Practicing safe sex means taking steps to reduce your risk of getting sexually transmitted infections (STIs), including HIV infection (the virus that causes AIDS). HIV and other STIs can be spread through unprotected vaginal or anal intercourse, or through oral sex.

HOW TO HELP REDUCE
YOUR RISK OF GETTING
AN STI
Use condoms each time you have sex, even if you are using other forms of birth control. Male condoms and female condoms are the only birth control products that help protect against STIs, including HIV infection.

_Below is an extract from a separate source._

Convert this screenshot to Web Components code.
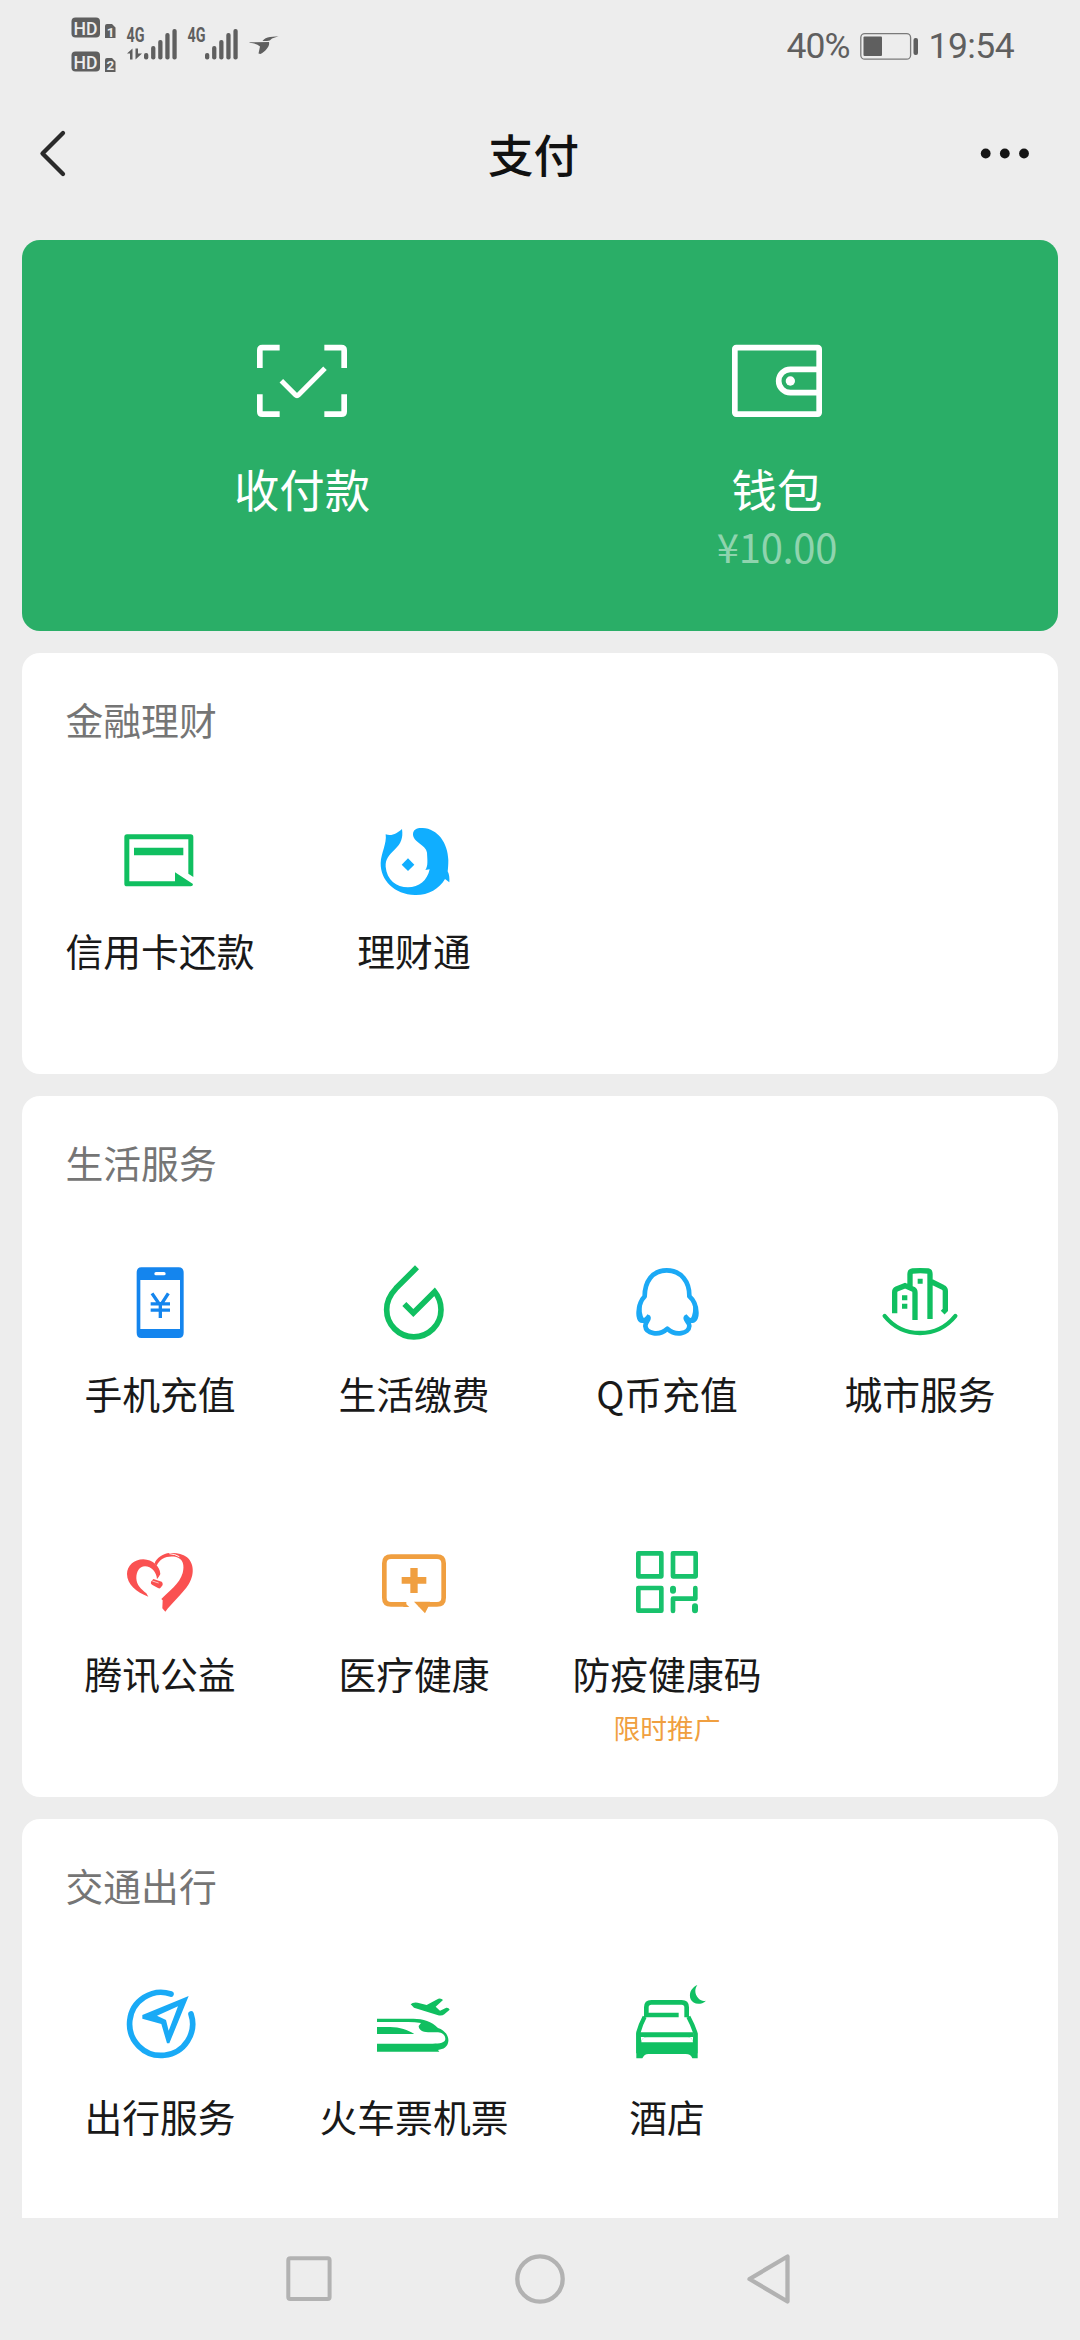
<!DOCTYPE html>
<html lang="zh-CN">
<head>
<meta charset="utf-8">
<title>支付</title>
<style>
html,body{margin:0;padding:0}
body{width:1080px;height:2340px;overflow:hidden;background:#ededed;font-family:"Noto Sans CJK SC",sans-serif;color:#191919}
</style>
</head>
<body>
<pay-screen>
  <status-bar slot="top"></status-bar>
  <title-bar slot="top">支付</title-bar>

  <wallet-card>
    <wallet-entry>
      <svg slot="icon" width="100" height="90" viewBox="156 45 300 270" fill="none" stroke="#fff" stroke-width="17"><path d="M239 83H187Q179.500 83 179.500 91V144M373 83H424Q432.500 83 432.500 91V144M179.500 223V275Q179.500 282.500 187 282.500H239M432.500 223V275Q432.500 282.500 424 282.500H373"/><path d="M244 182L286 224Q291 229 296 224L375 145" stroke-width="15"/></svg>
      收付款
    </wallet-entry>
    <wallet-entry amount="¥10.00">
      <svg slot="icon" width="100" height="90" viewBox="141 45 300 270" fill="none" stroke="#fff" stroke-width="17"><rect x="164.500" y="83" width="253" height="199.500" rx="4"/><path d="M414 148H331A35 35 0 0 0 331 218H414"/><circle cx="331" cy="183" r="14" fill="#fff" stroke="none"/></svg>
      钱包
    </wallet-entry>
  </wallet-card>

  <service-card heading="金融理财">
    <service-item>
      <svg slot="icon" width="90" height="90" viewBox="225 405 270 270" fill="#10bf60"><path fill-rule="evenodd" d="M261 463H452Q460 463 460 471V591L445 581V478H268V604H405V577L459 612Q459 619 452 619H261Q253 619 253 611V471Q253 463 261 463Z"/><path d="M282 503H430V526H282Z"/></svg>
      信用卡还款
    </service-item>
    <service-item>
      <svg slot="icon" width="90" height="90" viewBox="987 405 270 270" fill="#10aeff"><path d="M1037 463C1056 470 1072 459 1086 447C1090 474 1083 490 1065 508C1046 527 1036 537 1037 560C1040 599 1069 622 1104 622C1137 622 1162 602 1169 568L1156 570C1165 557 1162 540 1161 518C1158 494 1119 488 1119 463C1119 448 1132 443 1148 444C1193 446 1224 489 1225 540C1225 555 1224 566 1223 574C1228 583 1229 595 1228 607L1215 597C1198 627 1164 646 1125 645C1063 643 1021 601 1022 549C1023 520 1041 491 1037 463Z"/><path d="M1104 535L1123 554L1104 573L1085 554Z"/></svg>
      理财通
    </service-item>
  </service-card>

  <service-card heading="生活服务">
    <service-item>
      <svg slot="icon" width="90" height="90" viewBox="45 54 270 270"><path fill="#1485ee" fill-rule="evenodd" d="M124 82H236Q251 82 251 98V278Q251 294 236 294H124Q110 294 110 278V98Q110 82 124 82ZM121 120V267H240V120ZM168 96Q163 96 163 101T168 106H192Q197 106 197 101T192 96Z"/><path d="M156 160L177 191H185L205 160M152 191.500H210M152 210.500H210M181 190V234" fill="none" stroke="#1485ee" stroke-width="10"/></svg>
      手机充值
    </service-item>
    <service-item>
      <svg slot="icon" width="90" height="90" viewBox="807 54 270 270" fill="none" stroke="#10bf60" stroke-width="17"><path d="M951 82L888 145C870 164 860 183 860 209A81 81 0 0 0 1023 209C1023 190 1017 171 1004 155L940 219L913 192"/></svg>
      生活缴费
    </service-item>
    <service-item>
      <svg slot="icon" width="90" height="90" viewBox="66 54 270 270" fill="none" stroke="#1ba9f5" stroke-width="14" stroke-linejoin="round"><path d="M200 91C156 91 134 126 134 169C122 181 117 198 116 216C115 231 119 242 126 242C132 242 139 239 145 232C149 239 136 245 136 258C138 281 177 289 202 266C227 289 267 281 268 258C268 245 253 239 258 232C264 240 271 242 277 242C286 242 290 229 289 216C288 198 283 182 268 169C269 126 244 91 200 91Z"/><path d="M114 190Q105 238 124 245L147 233L143 222L133 238Q121 219 127 189ZM289 190Q300 238 280 245L256 233L259 222L271 238Q283 219 278 189Z" fill="#1ba9f5" stroke="none"/></svg>
      Q币充值
    </service-item>
    <service-item>
      <svg slot="icon" width="90" height="90" viewBox="825 54 270 270" fill="none" stroke="#10bf60" stroke-width="16"><path d="M884 220V157Q884 150 890 147L915 137L940 148Q945 151 945 158V240M930 142V102Q930 94 938 93Q961 91 984 93Q990 94 990 102V237M990 123L1029 142Q1036 145 1036 153V210L1028 218"/><path d="M854 228C909 296 1011 296 1066 228" stroke-width="13" stroke-linecap="round"/><path d="M953 116H968V131H953ZM906 166H922V181H906ZM906 191H922V206H906Z" fill="#10bf60" stroke="none"/></svg>
      城市服务
    </service-item>
    <service-item>
      <svg slot="icon" width="90" height="90" viewBox="45 24 270 270" fill="#fa5151"><path d="M145 200C109 187 81 163 81 132C81 108 102 88 130 88C158 89 180 109 181 132C178 139 174 143 171 148C170 126 154 109 135 109C118 110 109 124 109 145C110 166 123 177 139 190Z"/><path d="M170 107C180 85 202 76 229 81C249 87 254 105 248 129C239 161 208 183 184 207L188 211L187 235L196 245C216 219 249 190 266 163C287 130 281 89 251 76C238 69 221 69 208 69C191 70 169 84 164 100Z"/><path d="M208 71Q225 72 238 80" fill="none" stroke="#fff" stroke-width="3"/><path d="M160 147L185 155Q189 158 188 165L183 172Q180 177 174 174L156 164Q151 161 153 155Z"/><path d="M157 153L176 159" stroke="#fff" stroke-width="2"/></svg>
      腾讯公益
    </service-item>
    <service-item>
      <svg slot="icon" width="90" height="90" viewBox="807 24 270 270"><path d="M919 223H873Q853 223 853 203V100Q853 80 873 80H1011Q1031 80 1031 100V203Q1031 223 1011 223H956" fill="none" stroke="#f09f40" stroke-width="14"/><path d="M910 215L928 231H910ZM942 215H990L985 230L975 250ZM931 114H953V141H979V161H953V189H931V161H905V141H931Z" fill="#f09f40"/></svg>
      医疗健康
    </service-item>
    <service-item note="限时推广">
      <svg slot="icon" width="90" height="90" viewBox="246 24 270 270" fill="none" stroke="#18c26c" stroke-width="14" stroke-linejoin="round"><path d="M295 70H364V139H295ZM399 70H467V139H399ZM295 174H364V242H295Z"/><path d="M399 243V206H466V174" stroke-linecap="round"/><path d="M399 176V182M465 229V241" stroke-width="18" stroke-linecap="round"/></svg>
      防疫健康码
    </service-item>
  </service-card>

  <service-card heading="交通出行">
    <service-item>
      <svg slot="icon" width="90" height="90" viewBox="45 33 270 270" fill="none" stroke="#19aaf6" stroke-width="17"><path d="M213 72A94.500 94.500 0 1 0 273 132" stroke-linecap="round" stroke-width="17"/><path fill="#19aaf6" stroke="none" fill-rule="evenodd" d="M266 78L208 220H201L184 162L127 146V135ZM234 109L171 137L198 150L206 182Z"/></svg>
      出行服务
    </service-item>
    <service-item>
      <svg slot="icon" width="90" height="90" viewBox="807 33 270 270" fill="#10bf60"><path d="M831 146H940C970 146 995 154 1014 174C1035 181 1047 198 1045 214C1043 231 1031 238 1014 240L1018 245H831V221H998C1020 221 1036 218 1036 207C1036 195 1027 188 1014 187H984C967 186 956 179 956 168L963 159C951 157 938 156 925 156H831ZM831 171H870C900 171 923 180 943 192H831Z"/><path d="M932 103Q938 96 953 98L980 105L1015 86Q1024 84 1029 90L1007 110L1020 122L1039 113Q1046 112 1049 119L1033 133Q1025 139 1012 135L942 113Z"/></svg>
      火车票机票
    </service-item>
    <service-item>
      <svg slot="icon" width="90" height="90" viewBox="246 33 270 270" fill="none" stroke="#10c062" stroke-width="14"><path d="M319 142V112Q319 97 334 97H425Q440 97 440 112V142M321 135H416"/><path d="M314 140Q302 162 295 188V250M445 140Q457 162 466 188V250" stroke-width="13"/><path d="M300 194H460"/><path fill="#10c062" stroke="none" d="M289 190L301 187L304 215Q307 201 320 201H443Q456 201 458 215L462 187L473 190V265H457Q453 252 437 252H325Q313 252 307 265H289ZM472 45C463 58 464 73 475 85C482 93 491 94 498 92C481 108 458 102 452 88C445 70 455 52 472 45Z"/><path d="M304 217Q305 202 320 202H443Q457 202 459 217Z" fill="#fff" stroke="none"/></svg>
      酒店
    </service-item>
  </service-card>

  <system-nav slot="bottom"></system-nav>
</pay-screen>

<script>
const define = (name, css, html) => customElements.define(name, class extends HTMLElement {
  constructor() {
    super();
    const t = document.createElement('template');
    const attr = k => this.getAttribute(k) || '';
    t.innerHTML = `<style>*{box-sizing:border-box}svg{display:block;flex:none}${css}</style>` + (typeof html === 'function' ? html(attr) : html);
    this.attachShadow({ mode: 'open' }).append(t.content.cloneNode(true));
  }
});

define('pay-screen', `
  :host{display:flex;flex-direction:column;width:1080px;height:2340px;background:#ededed;overflow:hidden}
  main{flex:1;min-height:0;overflow:hidden;display:flex;flex-direction:column;gap:22px;padding:24px 22px 0}`,
  `<slot name="top"></slot><main><slot></slot></main><slot name="bottom"></slot>`);

const bars = x => [53, 46, 40, 33, 29].map((y, i) => `<rect x="${x + i * 7.1}" y="${y}" width="4.300" height="${59.500 - y}" rx="2"/>`).join('');
define('status-bar', `
  :host{display:flex;justify-content:space-between;height:92px;padding:0 66px 0 71px;color:#5f5f5f;flex:none}
  .left{padding-top:14px}
  .right{display:flex;align-items:center;font:400 35.500px/40px Roboto,sans-serif}
  .pct{letter-spacing:-.9px;margin-right:9px}
  .time{letter-spacing:-.6px;margin-left:10px}`,
  `<div class="left"><svg width="212" height="62" viewBox="71 14 212 62" fill="#5f5f5f">
    <rect x="71.500" y="17.500" width="28.500" height="20" rx="4"/><rect x="71.500" y="51.500" width="28.500" height="20" rx="4"/>
    <path d="M107 24H112L115.500 27.500V38H105V26Q105 24 107 24ZM107 58H112L115.500 61.500V72H105V60Q105 58 107 58Z"/>
    <g font-family="Roboto,sans-serif" font-weight="500" fill="#ededed">
      <text x="73.500" y="34.800" font-size="19" textLength="24" lengthAdjust="spacingAndGlyphs">HD</text>
      <text x="73.500" y="68.800" font-size="19" textLength="24" lengthAdjust="spacingAndGlyphs">HD</text>
      <text x="106.800" y="36.600" font-size="13.500" font-weight="700">1</text>
      <text x="106.500" y="70.400" font-size="13.500" font-weight="700">2</text>
    </g>
    <g font-family="Roboto,sans-serif" font-weight="700" font-size="19.500">
      <text x="126.500" y="42.300" textLength="18" lengthAdjust="spacingAndGlyphs">4G</text>
      <text x="187.500" y="42.300" textLength="18" lengthAdjust="spacingAndGlyphs">4G</text>
    </g>
    <path d="M127 53.500L132.500 48.500V59.500H130V53.500ZM135.500 48.500H138V53.500H142L135.500 59.500Z"/>
    ${bars(144)}${bars(205)}
    <path d="M249.500 42.200L269 42C270 46 266 51 260.500 54L258.500 53.500L260 46.500Q257 43.500 249.500 42.800ZM262.500 41Q265 37.500 270 37L278.500 36.300L272 38.500Q270 41 267 41Z"/>
  </svg></div>
  <div class="right"><span class="pct">40%</span>
    <svg width="60" height="28" viewBox="859 30 60 28"><rect x="860.800" y="31.600" width="49.800" height="25.600" rx="4" fill="none" stroke="#7a7a7a" stroke-width="1.300"/><rect x="863.500" y="34.500" width="18.500" height="19.500" rx="1" fill="#5f5f5f"/><rect x="913.500" y="36" width="4.500" height="17" rx="2" fill="#5f5f5f"/></svg>
    <span class="time">19:54</span></div>`);

define('title-bar', `
  :host{display:flex;align-items:center;justify-content:space-between;height:124px;padding:0 49px 0 38px;flex:none}
  h1{margin:0 2px 2px 0;font:500 45.500px/60px "Noto Sans CJK SC",sans-serif;color:#111}
  svg{width:56px}`,
  `<svg width="56" height="50" viewBox="38 128.500 56 50" fill="none" stroke="#2a2a2a" stroke-width="4.300" stroke-linecap="round" stroke-linejoin="round"><path d="M63 132.500L42.500 153L63 173.500"/></svg>
   <h1><slot></slot></h1>
   <svg width="56" height="50" viewBox="975 129 56 50" fill="#151515"><circle cx="985.700" cy="153.500" r="4.900"/><circle cx="1004.800" cy="153.500" r="4.900"/><circle cx="1024" cy="153.500" r="4.900"/></svg>`);

define('wallet-card', `
  :host{display:grid;grid-template-columns:475px 475px;height:391px;flex:none;box-sizing:border-box;padding:95px 43.500px 0 42.500px;border-radius:18px;background:#2aae67;color:#fff}`,
  `<slot></slot>`);

define('wallet-entry', `
  :host{display:flex;flex-direction:column;align-items:center}
  ::slotted(svg){display:block}
  .name{margin-top:33px;font-size:45.400px;line-height:60px}
  .amount{margin-top:3px;font-size:40px;line-height:50px;color:#8fd4ae;letter-spacing:-.3px}`,
  a => `<slot name="icon"></slot><div class="name"><slot></slot></div>${a('amount') ? `<div class="amount">${a('amount')}</div>` : ''}`);

define('service-card', `
  :host{display:block;flex:none;border-radius:18px;background:#fff}
  h2{margin:0;padding:38px 0 47px 43.500px;font:400 37.800px/56px "Noto Sans CJK SC",sans-serif;color:#757575}
  .grid{display:grid;grid-template-columns:254px 254px 252px 254px;grid-auto-rows:280px;padding:0 11px}`,
  a => `<h2>${a('heading')}</h2><div class="grid"><slot></slot></div>`);

define('service-item', `
  :host{display:flex;flex-direction:column;align-items:center;box-sizing:border-box;padding-top:21px}
  ::slotted(svg){display:block}
  .name{margin-top:17px;font-size:37.800px;line-height:56px;white-space:nowrap}
  .note{margin-top:7px;font-size:26.800px;line-height:40px;color:#f09f40}`,
  a => `<slot name="icon"></slot><div class="name"><slot></slot></div>${a('note') ? `<div class="note">${a('note')}</div>` : ''}`);

define('system-nav', `
  :host{display:flex;justify-content:space-between;height:122px;flex:none;box-sizing:border-box;padding:31px 281px 0;background:#ededed}`,
  `<svg width="56" height="60" viewBox="281 2249 56 60" fill="none" stroke="#b2b2b2" stroke-width="4"><rect x="288.300" y="2258.300" width="41.300" height="40.800" rx="2"/></svg>
   <svg width="56" height="60" viewBox="512 2249 56 60" fill="none" stroke="#b2b2b2" stroke-width="4.300"><circle cx="540" cy="2279" r="22.700"/></svg>
   <svg width="56" height="60" viewBox="743 2249 56 60" fill="none" stroke="#b2b2b2" stroke-width="4.300" stroke-linejoin="round"><path d="M749.500 2279L787.500 2256.500V2301.500Z"/></svg>`);
</script>
</body>
</html>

Using condoms is especially important if you have more than one sexual partner and/or if you frequently have short-term sexual relationships. To be effective, condoms must be put on or inserted correctly. It also is important to make sure that the male condom does not slip off or that the female condom does not slip out. Follow the directions about condom use from your healthcare provider and from the instructions in the manufacturer’s package.

A male and female partner should not each use a condom. Also, never use a condom for more than one act of sex.

Consider having sex in the context of a committed relationship with one person who you know is not infected.

Your risk of getting an STI is a lot higher if you and/or your partner(s) are having sex with others. To be sure that neither of you is infected, both you and your partner should get tested for HIV and other STIs and share the results with each other.

Consider abstinence from any sexual activity.

Abstinence offers complete protection against pregnancy and STIs. The decision not to have sex is a personal one that requires commitment from both partners. Decide ahead of time how you will practice safe sex and prevent pregnancy when you are ready to begin having sex.

Talk to your healthcare provider about getting vaccinated against human papillomavirus (HPV) and hepatitis B virus.

Vaccines are available to help protect against HPV and hepatitis B that can be spread through sexual contact. All preteen girls and boys should receive the HPV vaccine at age 11 or 12, when the immune response to the vaccine is strong, before they become sexually active.

In the United States, hepatitis B vaccine is given routinely to young children. The vaccine also should be given to any adolescent or adult who never received it or did not receive all of the recommended doses.

Practicing safe sex is extremely important. Be smart about protecting yourself against HIV and other STIs. And, if you have an STI, particularly HIV, please follow your healthcare provider’s instructions so you do not pass the infection to your partner.